Tom Nixon is a business coach and entrepreneur and Fertile Minds’ inspirational speaker.

While working long hours for a web design company and feeling undervalued and uninspired, Tom had a light-bulb moment. Business, he realised, did not need to be like this. If done with the right mindset, it could be exciting, fulfilling, purposeful and lead to more success.

Tom’s tips for a different business mindset:

  • Start by asking why you are running your business. This is where you get your energy from, so keep it central.
  • Have good self-knowledge – ask what is important to you. There are often three stages in a person’s career. First they seek achievement, then variety, and finally, meaning.
  • Rule your business with the purpose of freedom for you and your employees – don’t let fear hold you back.
  • Turn fear into something positive – ask yourself what you would do if you weren’t afraid.
  • Often we’re told that work and life should be separate.
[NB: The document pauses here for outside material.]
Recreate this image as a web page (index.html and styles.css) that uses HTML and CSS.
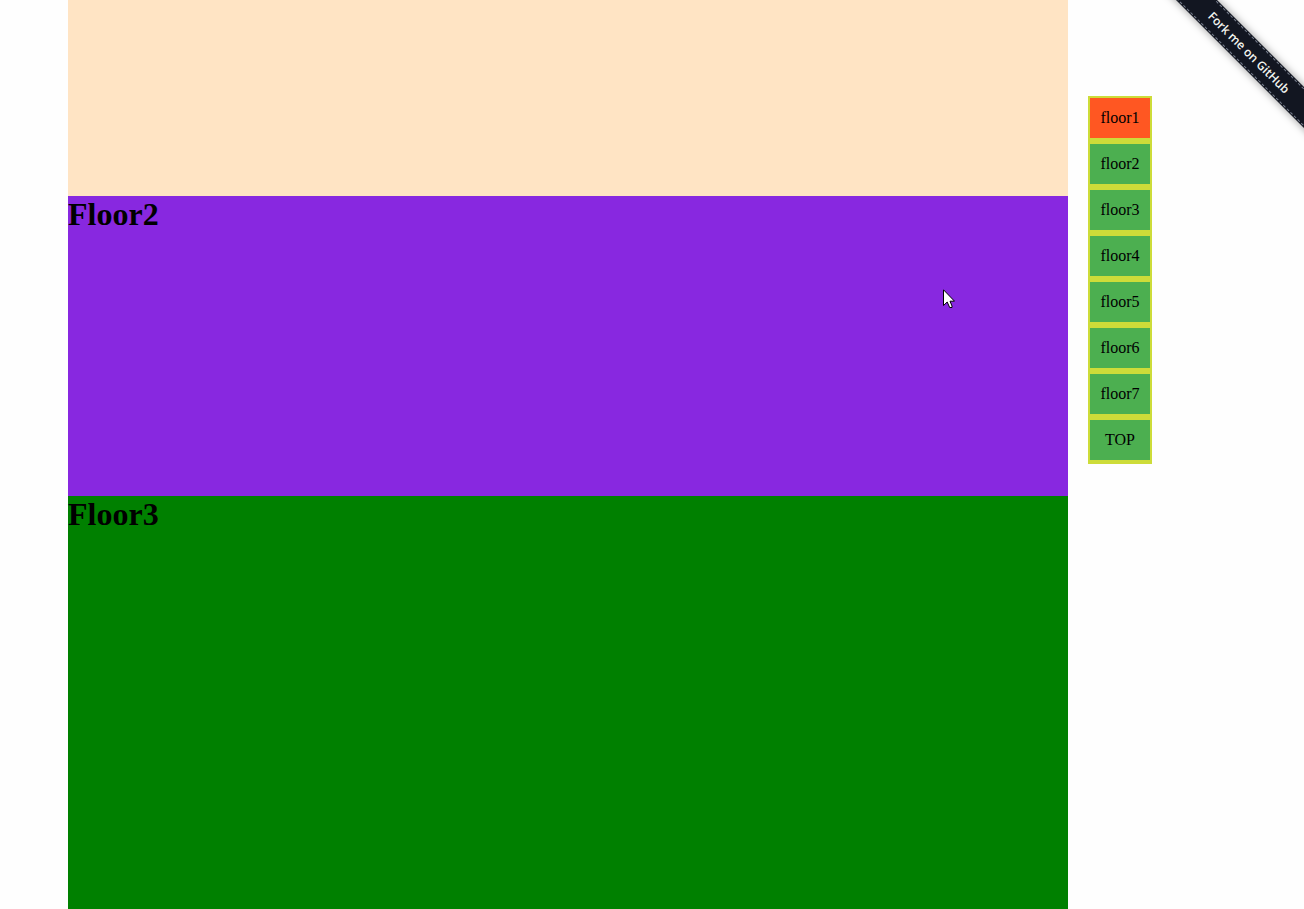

But what if you aimed to run your business so that work was part of living?
  • Business should work for you and your employees, not the other way round.
  • Business can be destructive, but can also do a lot of good – create a purposeful organisation with meaning.
  • Good business succession is where the energy, values and vision are passed on.
  • It is important that the outgoing boss hands over authority fully and that employees understand this – making a ceremony out of it can help.